However, we have found no coverage where a plaintiff walked away from a vehicle they were fueling and was struck by a tortfeasor because use of the vehicle was "merely coincidental" to the accident. Thompson v. James, 400 N.J.Super. 286, 295 (App. Div. 2008). In Thompson, we held the plaintiff's departure from the vehicle was unrelated to the reason for the stop and "was not so brief for him to be considered to have occupied the car continuously." Id. at 295-96. We reasoned it was not enough for the plaintiff to assert they would "eventually return" to the vehicle because "[n]one of the governing cases support such a broad test of 'occupying' without reference to temporal duration, distance or reason for exiting the vehicle." Id. at 296.

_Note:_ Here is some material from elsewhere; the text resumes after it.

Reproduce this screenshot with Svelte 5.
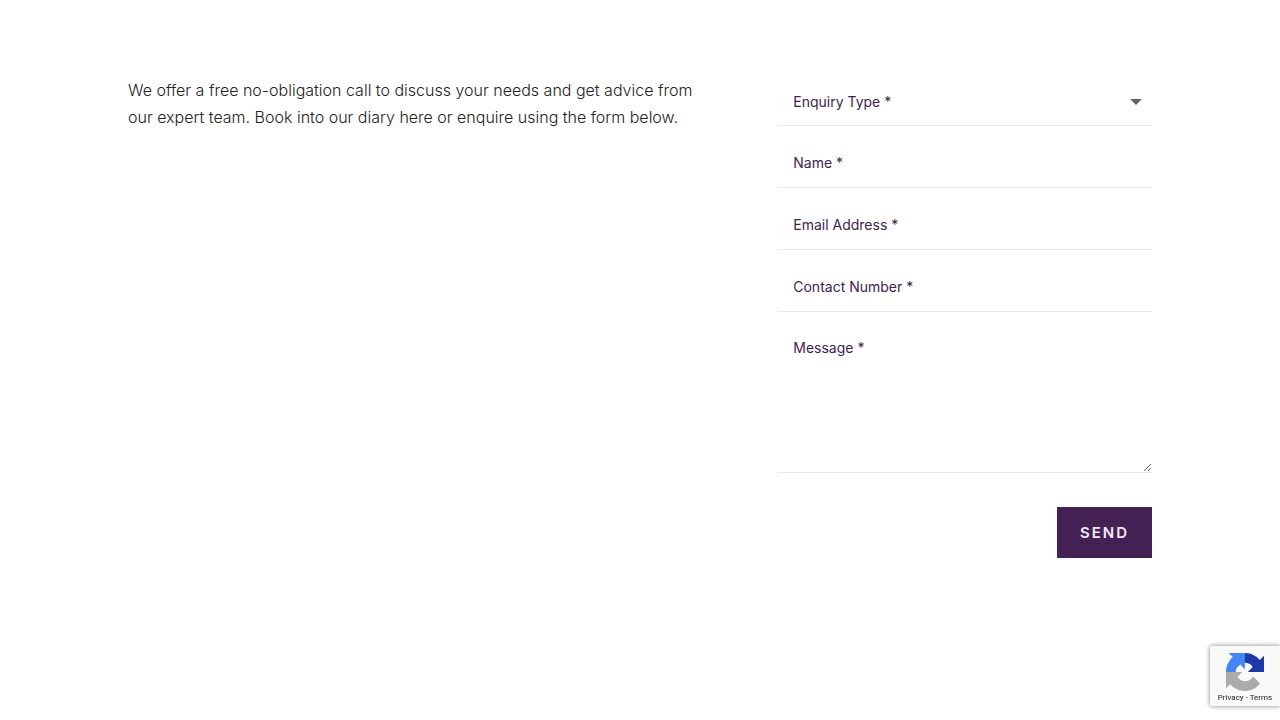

Having reviewed the record pursuant to these principles, we are convinced the motion judge did not abuse his discretion when he reconsidered his decision and granted defendant summary judgment. The facts show plaintiff was not occupying his employer's vehicle either under the policy or the statute's definition of occupancy. Moreover, the case law does not support plaintiff's assertion there was an issue to present to a jury. Therefore, the motion judge correctly concluded reconsideration was appropriate. Indeed, viewing the facts in a light most favorable to plaintiff shows he separated himself from the vehicle with the intention to begin his work. The record does not support the conclusion the accident had anything to do with his employer's vehicle, such that defendant's UIM coverage applied.
Affirmed.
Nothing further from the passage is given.